Actor Brian Blessed OBE, Dragons’ Den entrepreneur Deborah Meaden, and Downton Abbey and After Life 2 star Peter Egan, have joined together to speak up for working animals around the world, in a new animated film for the charity SPANA (the Society for the Protection of Animals Abroad).
SPANA improves the welfare of working animals in 26 developing countries worldwide, providing free veterinary treatment, training for owners in how to better look after their animals and humane education for school children.
The film aims to raise awareness of the lives of working animals overseas by showing the solidarity of our own working animals on strike. A sniffer dog (voiced by Brian Blessed), police horse (Peter Egan) and sheepdog (played by Deborah Meaden) are comically shown ignoring their daily duties and protesting in solidarity with animals in developing countries. According to the characters, the strike is being carried out: ‘for all the camels, donkeys and mules overseas, working as trucks, taxis and tractors, to be as looked after as we all are.’
Geoffrey Dennis, Chief Executive of SPANA, said: ‘We are so grateful to Deborah, Peter and Brian for lending their voices to our new film, and for speaking up for millions of working animals overseas. SPANA believes that a life of work should not mean a life of suffering, and it is only thanks to people’s generosity and support that we can continue our vital work improving the lives of these animals.’
Around the world, more than 200 million working animals, such as horses, donkeys, camels and elephants, support the livelihoods of more than half a billion people in the poorest communities. By transporting food, water, firewood and people, they make it possible for families to earn a small income.
However, these animals often endure terrible working conditions, carrying backbreaking loads in extreme temperatures. In the vast majority of cases, they face short and painful lives, with no access to veterinary care when they are sick or injured.
Deborah Meaden said: ‘I am delighted to be a part of SPANA’s new film. Working animals overseas often have very hard lives, but few people are aware about the suffering they endure. They urgently need our help and support, and we hope this film will put working animals in the spotlight, so they can receive the same care and compassion as most animals in the UK.’

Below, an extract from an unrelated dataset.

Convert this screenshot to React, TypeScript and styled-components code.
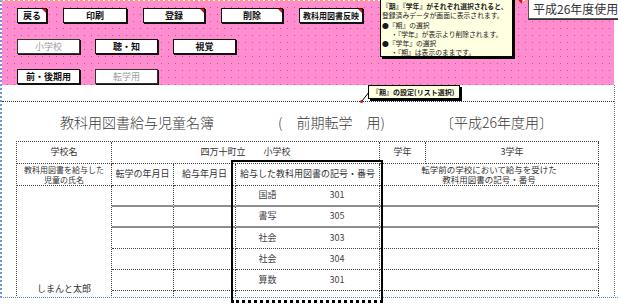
import React from "react";
import styled, { createGlobalStyle } from "styled-components";

const Global = createGlobalStyle`
  html, body { margin: 0; padding: 0; background: #fff; }
  body { font-family: "Noto Sans CJK JP", "Noto Sans", sans-serif; }
`;

const Root = styled.div`
  position: relative;
  width: 618px;
  height: 304px;
  overflow: hidden;
  background: #fff;
  font-family: "Noto Sans CJK JP", "Noto Sans", sans-serif;
  color: #222;
`;

const Sheet = styled.div`
  width: 618px;
  height: 298px;
  box-sizing: border-box;
  border-left: 2px dotted #6b98dc;
  border-top: 1px dashed #f2a43a;
  border-bottom: 1px dotted #4d84d6;
  overflow: hidden;
  display: flex;
  flex-direction: column;
`;

const Ribbon = styled.div`
  flex: none;
  width: 612px;
  height: 84px;
  box-sizing: border-box;
  padding: 7px 0 0 15px;
  background-color: #ff8dd0;
  background-image: radial-gradient(circle, rgba(160, 40, 115, 0.6) 0 0.7px, transparent 1px);
  background-size: 7px 7px;
  background-position: 2px 3px;
  display: flex;
  flex-direction: column;
  gap: 15px;
`;

const ButtonRow = styled.div<{ $gap: number; $extra?: number }>`
  display: flex;
  gap: ${(p) => p.$gap}px;
  margin-bottom: ${(p) => p.$extra ?? 0}px;
`;

const Btn = styled.div<{ $w: number; $off?: boolean; $note?: boolean; $size?: number }>`
  position: relative;
  width: ${(p) => p.$w}px;
  height: 15px;
  box-sizing: border-box;
  border: 1px solid ${(p) => (p.$off ? "#333" : "#111")};
  box-shadow: 1px 1px 0 #111;
  background: #fff;
  font-size: ${(p) => p.$size ?? 9}px;
  font-weight: ${(p) => (p.$off ? 400 : 700)};
  color: ${(p) => (p.$off ? "#9c9c9c" : "#111")};
  display: flex;
  align-items: center;
  justify-content: center;
  white-space: nowrap;
  &::after {
    content: "";
    display: ${(p) => (p.$note ? "block" : "none")};
    position: absolute;
    top: 0;
    right: 0;
    border-top: 4px solid #e01010;
    border-left: 4px solid transparent;
  }
`;

const Body = styled.div`
  flex: 1;
  width: 613px;
  box-sizing: border-box;
  border-right: 1px dotted #777;
  display: flex;
  flex-direction: column;
`;

const Band = styled.div`
  flex: none;
  height: 16px;
  border-bottom: 1px dotted #333;
`;

const TitleRow = styled.div`
  flex: none;
  height: 39px;
  display: grid;
  grid-template-columns: 58px 218px 162px auto;
  align-items: center;
  font-size: 14px;
  font-weight: 300;
  color: #3a3a3a;
  white-space: pre;
`;

const TitleText = styled.span<{ $col: number }>`
  grid-column: ${(p) => p.$col};
`;

const Table = styled.div`
  margin-left: 14px;
  display: grid;
  grid-template-columns: 95px 62px 62px 144px 46px 173px;
  grid-template-rows: 22px 22px repeat(6, 21px);
  border-left: 1px dotted #444;
  border-top: 1px dotted #444;
  width: max-content;
`;

const Cell = styled.div<{
  $span?: number;
  $rows?: number;
  $heavy?: boolean;
  $size?: number;
  $end?: boolean;
}>`
  grid-column: span ${(p) => p.$span ?? 1};
  grid-row: span ${(p) => p.$rows ?? 1};
  box-sizing: border-box;
  border-right: 1px dotted #444;
  border-bottom: ${(p) => (p.$heavy ? "2px solid #8d8d8d" : "1px dotted #444")};
  display: flex;
  align-items: ${(p) => (p.$end ? "flex-end" : "center")};
  justify-content: center;
  padding-bottom: ${(p) => (p.$end ? 17 : 0)}px;
  text-align: center;
  font-size: ${(p) => p.$size ?? 9}px;
  line-height: 1.15;
  color: #333;
  white-space: pre;
`;

const BookCell = styled(Cell)`
  display: grid;
  grid-template-columns: 63px 1fr;
  padding-right: 4px;
  color: #444;
  & > span {
    text-align: center;
  }
`;

const Note = styled.div`
  position: absolute;
  left: 380px;
  top: -3px;
  width: 133px;
  height: 60px;
  box-sizing: border-box;
  border: 1px solid #000;
  box-shadow: 2px 2px 0 #000;
  background: #ffffe1;
  padding: 4px 0 0 1px;
  font-size: 6.8px;
  line-height: 9.3px;
  color: #1a1a1a;
  white-space: nowrap;
`;

const NoteLine = styled.div<{ $bold?: boolean; $indent?: boolean }>`
  font-weight: ${(p) => (p.$bold ? 700 : 400)};
  padding-left: ${(p) => (p.$indent ? 9 : 0)}px;
`;

const YearTag = styled.div`
  position: absolute;
  left: 528px;
  top: -2px;
  width: 95px;
  height: 21px;
  box-sizing: border-box;
  border: 1px solid #555;
  box-shadow: 0 1px 0 #333;
  background: #fff;
  padding-left: 4px;
  font-size: 12px;
  line-height: 19px;
  color: #333;
  white-space: nowrap;
`;

const Callout = styled.div`
  position: absolute;
  left: 368px;
  top: 85px;
  width: 92px;
  height: 14px;
  box-sizing: border-box;
  border: 1px solid #000;
  box-shadow: 2px 2px 0 #000;
  background: #ffffe1;
  padding-left: 3px;
  font-size: 7px;
  font-weight: 700;
  line-height: 12px;
  color: #111;
  white-space: nowrap;
`;

const Overlay = styled.svg`
  position: absolute;
  left: 0;
  top: 0;
  pointer-events: none;
`;

const Selection = styled.div`
  position: absolute;
  left: 231px;
  top: 160px;
  width: 152px;
  height: 143px;
  box-sizing: border-box;
  border: 2px solid #000;
  border-bottom: 3px dotted #000;
  pointer-events: none;
`;

const books: [string, string][] = [
  ["国語", "301"],
  ["書写", "305"],
  ["社会", "303"],
  ["社会", "304"],
  ["算数", "301"],
  ["", ""],
];

export default function App() {
  return (
    <Root>
      <Global />
      <Sheet>
        <Ribbon>
          <ButtonRow $gap={16} $extra={1}>
            <Btn $w={30} $note>戻る</Btn>
            <Btn $w={64}>印刷</Btn>
            <Btn $w={62} $note>登録</Btn>
            <Btn $w={62} $note>削除</Btn>
            <Btn $w={64} $note $size={8}>教科用図書反映</Btn>
          </ButtonRow>
          <ButtonRow $gap={15}>
            <Btn $w={63} $off>小学校</Btn>
            <Btn $w={63}>聴・知</Btn>
            <Btn $w={63}>視覚</Btn>
          </ButtonRow>
          <ButtonRow $gap={15}>
            <Btn $w={63}>前・後期用</Btn>
            <Btn $w={63} $off>転学用</Btn>
          </ButtonRow>
        </Ribbon>
        <Body>
          <Band />
          <TitleRow>
            <TitleText $col={2}>教科用図書給与児童名簿</TitleText>
            <TitleText $col={3}>(　前期転学　用)</TitleText>
            <TitleText $col={4}>〔平成26年度用〕</TitleText>
          </TitleRow>
          <Table>
            <Cell>学校名</Cell>
            <Cell $span={3}>四万十町立　　小学校</Cell>
            <Cell>学年</Cell>
            <Cell>3学年</Cell>

            <Cell $size={8}>{"教科用図書を給与した\n児童の氏名"}</Cell>
            <Cell>転学の年月日</Cell>
            <Cell>給与年月日</Cell>
            <Cell>給与した教科用図書の記号・番号</Cell>
            <Cell $span={2} $size={8.5}>
              {"転学前の学校において給与を受けた\n教科用図書の記号・番号"}
            </Cell>

            <Cell $rows={6} $end>しまんと太郎</Cell>
            {books.map(([subject, code], i) => {
              const heavy = i === 0 || i === 1;
              return (
                <React.Fragment key={i}>
                  <Cell $heavy={heavy} />
                  <Cell $heavy={heavy} />
                  <BookCell $heavy={heavy}>
                    <span>{subject}</span>
                    <span>{code}</span>
                  </BookCell>
                  <Cell $span={2} $heavy={heavy} />
                </React.Fragment>
              );
            })}
          </Table>
        </Body>
      </Sheet>

      <Note>
        <NoteLine $bold>『期』『学年』がそれぞれ選択されると、</NoteLine>
        <NoteLine>登録済みデータが画面に表示されます。</NoteLine>
        <NoteLine>●『期』の選択</NoteLine>
        <NoteLine $indent>・『学年』が表示より削除されます。</NoteLine>
        <NoteLine>●『学年』の選択</NoteLine>
        <NoteLine $indent>・『期』は表示のままです。</NoteLine>
      </Note>
      <YearTag>平成26年度使用</YearTag>
      <Callout>『期』の設定(リスト選択)</Callout>
      <Overlay width="618" height="304" viewBox="0 0 618 304">
        <line x1="369" y1="92" x2="362" y2="101" stroke="#000" strokeWidth="1" />
        <circle cx="361.5" cy="101.5" r="1.5" fill="#e01010" />
        <path d="M518 0 L522 0 L522 4 Z" fill="#e01010" />
      </Overlay>
      <Selection />
    </Root>
  );
}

Peter Egan said: ‘SPANA does incredible work in helping children – the animal owners of the future – to develop feelings of respect and empathy towards animals. Education is so important in ensuring that working animals can live happier, healthier lives in the future. That is why I am so pleased to lend my support to SPANA and this powerful film.’
Brian Blessed said: ‘I support SPANA’s work wholeheartedly, and it was wonderful to be a part of this new film. In the poorest communities across the world, people work tirelessly to simply put food on the table for their families – and working animals are their lifeline. The lives of these people and animals are unimaginably difficult, but we can help make a considerable difference to them.’